This question came up on an HN thread.
My process for any book I’m thinking about writing is:
- write out 10 titles for blog posts on the topic
- write 1-2 blog posts (this lets you, in a low risk way, verify you have interest/expertise)
- add an email list signup at the bottom of the posts
- do a bit of research to see if someone else has written on the topic (some googling or reddit searching)
- write the rest of the blog posts
If you can get 10 meaty blog posts, you have the basics of a book. Plus, you’ll know that you are interested in the topic and that you can write. As you wrote those blog posts, you probably had related ideas or areas you wanted to explore.
You’ll also be able to share these blog posts with friends, colleagues and online communities that you may be a part of. You can get feedback on the ideas and the overall topic here.
You can self-publish the book (done that) or use a publisher (done that). The latter will take more time and effort and will require you to fill out a book proposal.
To be honest, even if you are planning to self-publish, doing the hard work of completing a book proposal is useful. Even if you don’t submit it. It forces you to think about:
- who is my audience
- what are my core ideas
- what else has been written on this topic
- why is what I’m saying unique
- why am I the right person to write this book
This can help you narrow in on what will make your book successful and can help with your marketing messaging.
What If you can’t write 10 blog posts about a topic? Then you are missing either:
- interest in the topic
- necessary knowledge
But it’s more likely the former. Because you’ll have time to do research to learn. I remember taking something like 4 hours to answer one question about how the Cordova CLI acted in one peculiar edge case. It turned into one sentence in my book.
Finally, if no one else has written anything about the topic (no books, no articles, no social media posts, no nothing) and/or none of your blog posts get any feedback (positive or negative), pick a different topic or expand your vision.

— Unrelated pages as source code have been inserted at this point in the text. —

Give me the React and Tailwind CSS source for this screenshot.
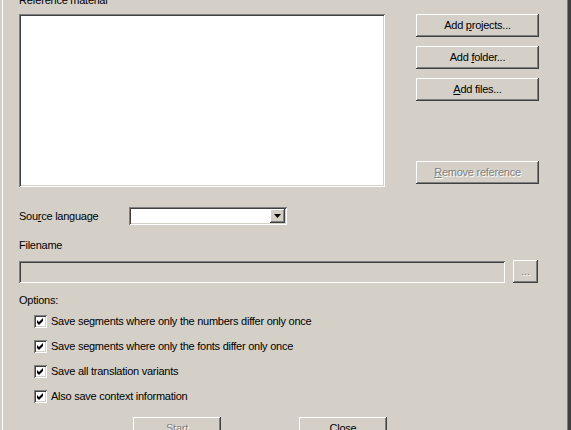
export default function App() {
  const raised =
    "bg-[#d4d0c8] shadow-[inset_-1px_-1px_#404040,inset_1px_1px_#ffffff,inset_-2px_-2px_#808080,inset_2px_2px_#d4d0c8]";
  const sunken =
    "shadow-[inset_1px_1px_#808080,inset_-1px_-1px_#ffffff,inset_2px_2px_#404040,inset_-2px_-2px_#d4d0c8]";
  const disabled = "text-[#808080] [text-shadow:1px_1px_0_#ffffff]";

  const options = [
    "Save segments where only the numbers differ only once",
    "Save segments where only the fonts differ only once",
    "Save all translation variants",
    "Also save context information",
  ];

  return (
    <div className="w-[571px] h-[430px] overflow-hidden bg-[#d4d0c8] text-black text-[11px] leading-[13px] tracking-[-0.25px] font-['Tahoma','Liberation_Sans',sans-serif] shadow-[inset_2px_0_#d4d0c8,inset_3px_0_#ffffff,inset_-1px_0_#404040,inset_-3px_0_#404040,inset_-4px_0_#808080]">
      <div className="pl-[19px] -mt-[6px]">
        <div className="flex">
          <div className="w-[366px]">
            <div className="h-[13px]">Reference material</div>
            <div className={`mt-[7px] h-[173px] bg-white ${sunken}`} />
          </div>
          <div className="ml-[31px] pt-[20px] flex flex-col">
            <button className={`w-[123px] h-[23px] ${raised}`}>
              Add <span className="underline">p</span>rojects...
            </button>
            <button className={`mt-[9px] w-[123px] h-[23px] ${raised}`}>
              Add <span className="underline">f</span>older...
            </button>
            <button className={`mt-[9px] w-[123px] h-[23px] ${raised}`}>
              <span className="underline">A</span>dd files...
            </button>
            <button className={`mt-[60px] w-[123px] h-[23px] ${raised} ${disabled}`}>
              <span className="underline">R</span>emove reference
            </button>
          </div>
        </div>

        <div className="mt-[20px] flex items-center h-[18px]">
          <div className="w-[110px]">
            Sou<span className="underline">r</span>ce language
          </div>
          <div className={`w-[158px] h-[18px] bg-white flex justify-end p-[2px] ${sunken}`}>
            <div className={`w-[15px] h-[14px] flex items-center justify-center ${raised}`}>
              <svg width="7" height="4" viewBox="0 0 7 4">
                <polygon points="0,0 7,0 3.5,4" fill="#000" />
              </svg>
            </div>
          </div>
        </div>

        <div className="mt-[14px]">Filename</div>
        <div className="mt-[8px] flex items-end">
          <div className={`w-[486px] h-[22px] ${sunken}`} />
          <button className={`ml-[8px] w-[25px] h-[23px] ${raised} ${disabled}`}>
            ...
          </button>
        </div>

        <div className="mt-[11px]">Options:</div>
        <div className="mt-[8px] pl-[15px] flex flex-col gap-[12px]">
          {options.map((o) => (
            <div key={o} className="flex items-center h-[13px]">
              <div className={`w-[13px] h-[13px] bg-white ${sunken}`}>
                <svg width="13" height="13" viewBox="0 0 13 13">
                  <polygon points="3,5 5,7 9,3 9,6 5,10 3,8" fill="#000" />
                </svg>
              </div>
              <span className="ml-[4px]">{o}</span>
            </div>
          ))}
        </div>

        <div className="mt-[14px] flex">
          <button className={`ml-[114px] w-[88px] h-[23px] ${raised} ${disabled}`}>
            Start
          </button>
          <button className={`ml-[78px] w-[88px] h-[23px] ${raised}`}>Close</button>
        </div>
      </div>
    </div>
  );
}
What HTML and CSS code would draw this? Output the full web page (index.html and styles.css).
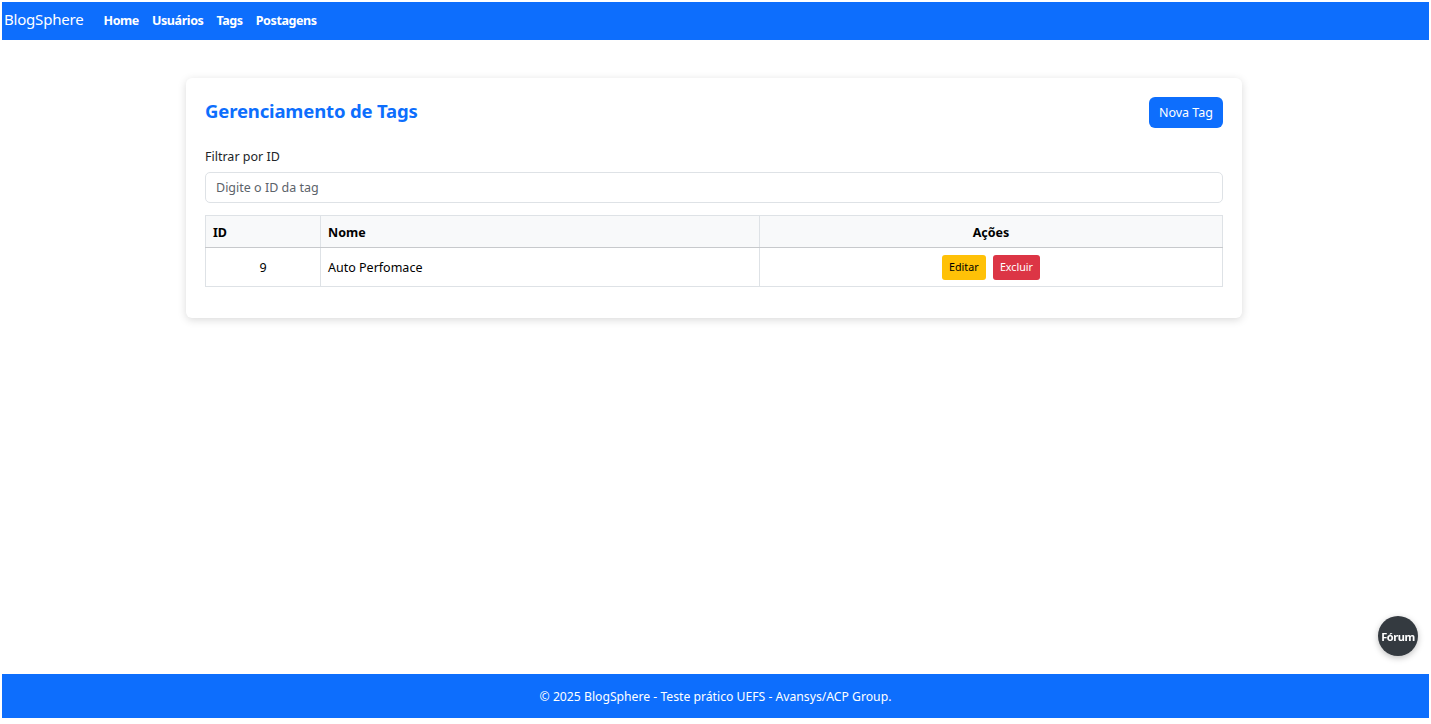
FILE: index.html
```html
<!DOCTYPE html>
<html lang="pt-BR">
<head>
<meta charset="utf-8">
<title>BlogSphere - Tags</title>
<link rel="stylesheet" href="styles.css">
</head>
<body>
<div class="app">
  <nav class="navbar">
    <span class="brand">BlogSphere</span>
    <ul class="nav-links">
      <li><a href="#">Home</a></li>
      <li><a href="#">Usuários</a></li>
      <li><a href="#">Tags</a></li>
      <li><a href="#">Postagens</a></li>
    </ul>
  </nav>
  <main class="main">
    <section class="card">
      <div class="card-head">
        <h2 class="title">Gerenciamento de Tags</h2>
        <button class="btn btn-primary">Nova Tag</button>
      </div>
      <label class="label" for="filtro">Filtrar por ID</label>
      <input id="filtro" class="input" type="text" placeholder="Digite o ID da tag">
      <table class="table">
        <thead>
          <tr>
            <th class="col-id">ID</th>
            <th class="col-nome">Nome</th>
            <th class="col-acoes">Ações</th>
          </tr>
        </thead>
        <tbody>
          <tr>
            <td class="cell-id">9</td>
            <td class="cell-nome">Auto Perfomace</td>
            <td class="cell-acoes">
              <button class="btn-sm btn-warning">Editar</button>
              <button class="btn-sm btn-danger">Excluir</button>
            </td>
          </tr>
        </tbody>
      </table>
    </section>
  </main>
  <footer class="footer">© 2025 BlogSphere - Teste prático UEFS - Avansys/ACP Group.</footer>
</div>
<button class="forum">Fórum</button>
</body>
</html>
```
FILE: styles.css
```css
* { box-sizing: border-box; }
html, body { height: 100%; }
body {
  margin: 2px;
  font-family: "Noto Sans", "Open Sans", "Liberation Sans", sans-serif;
  color: #212529;
  background: #fff;
}
.app {
  min-height: calc(100vh - 8px);
  display: flex;
  flex-direction: column;
}
.navbar {
  height: 38px;
  background: #0d6efd;
  display: flex;
  align-items: center;
  padding: 0 0 4px 2px;
}
.brand {
  color: #fff;
  font-size: 15px;
  margin-right: 20px;
  letter-spacing: -0.2px;
}
.nav-links {
  list-style: none;
  margin: 0;
  padding: 0;
  display: flex;
  gap: 13px;
}
.nav-links a {
  color: #fff;
  font-weight: 700;
  font-size: 12.5px;
  text-decoration: none;
  letter-spacing: -0.4px;
}
.main {
  flex: 1;
  padding-top: 38px;
  display: flex;
  justify-content: center;
  align-items: flex-start;
}
.card {
  width: 1056px;
  margin-right: 3px;
  background: #fff;
  border-radius: 6px;
  box-shadow: 0 2px 8px rgba(0,0,0,0.15);
  padding: 19px 19px 31px;
}
.card-head {
  display: flex;
  justify-content: space-between;
  align-items: flex-start;
}
.title {
  margin: 0;
  padding-top: 1px;
  color: #0d6efd;
  font-size: 18.5px;
  font-weight: 700;
  letter-spacing: -0.15px;
}
.btn {
  border: none;
  border-radius: 6px;
  font-family: inherit;
  font-size: 12.5px;
  height: 31px;
  padding: 0 10px;
  cursor: pointer;
}
.btn-primary { background: #0d6efd; color: #fff; }
.label {
  display: block;
  margin-top: 20px;
  font-size: 12.5px;
  color: #212529;
}
.input {
  display: block;
  width: 100%;
  height: 31px;
  margin-top: 7px;
  border: 1px solid #dee2e6;
  border-radius: 5px;
  padding: 0 10px;
  font-family: inherit;
  font-size: 12.5px;
  color: #212529;
}
.input::placeholder { color: #5c636a; }
.table {
  width: 100%;
  margin-top: 12px;
  border-collapse: collapse;
  font-size: 12.5px;
}
.table th, .table td {
  border: 1px solid #dee2e6;
  padding: 0 7px;
}
.table th {
  background: #f8f9fa;
  height: 32px;
  padding-top: 2px;
  text-align: left;
  font-weight: 700;
  border-bottom: 1px solid #c7c9cc;
  color: #000;
}
.table td { height: 39px; color: #000; }
.cell-id, .cell-nome { padding-bottom: 3px; }
.col-id { width: 115px; }
.col-nome { width: 439px; }
.table th.col-acoes { text-align: center; }
.cell-id { text-align: center; }
.cell-acoes { text-align: center; }
.btn-sm {
  border: none;
  border-radius: 3px;
  font-family: inherit;
  font-size: 10.7px;
  height: 25px;
  padding: 0 7px;
  margin: 0 2px;
  cursor: pointer;
}
.btn-warning { background: #ffc107; color: #000; }
.btn-danger { background: #dc3545; color: #fff; }
.footer {
  height: 44px;
  background: #0d6efd;
  color: #fff;
  font-size: 12.2px;
  display: flex;
  align-items: center;
  justify-content: center;
}
.forum {
  position: fixed;
  right: 13px;
  bottom: 68px;
  width: 40px;
  height: 40px;
  border-radius: 50%;
  border: none;
  background: #343a40;
  color: #fff;
  font-family: inherit;
  font-size: 11px;
  font-weight: 700;
  padding: 0;
  letter-spacing: -0.4px;
  box-shadow: 0 2px 6px rgba(0,0,0,0.25);
}
```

Here’s an exchange I had with Patrick McKenzie in 2013. I wrote:
I had a quick question. I was thinking about writing an ebook for a super niche topic (testing ETL transformations using Pentaho Kettle, an open source ETL tool).
I outlined the book, did some google searching and wrote up a series of blog posts with an email list signup at the bottom.
I got some nice retweets from folks in the Pentaho community and have about 8 people signed up to the list. That was a bit disheartening, but a friend suggested that the folks doing ETL work weren’t exactly developers (perhaps more DBAs or business analysts).
I am still tempted to write the ebook, given my interest in the subject–I think it is a pretty cool tool that I wish would replace lots of data munging scripts, and testing software written using Kettle makes development with it much more fun. On the other hand, I wouldn’t mind some income.
Is this too niche a topic? I’ve been a generalist for most of my career, and if I don’t write this now, in 6 months I probably won’t have the desire or knowledge to do it again (though I might find another software niche to write about by then).
His answer was:
I regret that I have absolutely no knowledge of anything you just said. In general, I might suggest something slightly less niche (you can reasonably suspect to sell 2 copies to 8 people, so unless it is going for $10,000 a copy, might want more volume). You’d still learn a lot publishing it but for the same amount of work why not write on a subject big enough to support 100 or 200 people interested in it?
I could have expanded this topic in several directions:
- focus on more general ETL testing
- expand beyond ETL and look at patterns for testing data manipulation
- focus more on the tool and write a guide to pentaho development, including testing
Or, treat the exploration as an end in itself and not write a book. That’s always a valid outcome of this process of experimentation.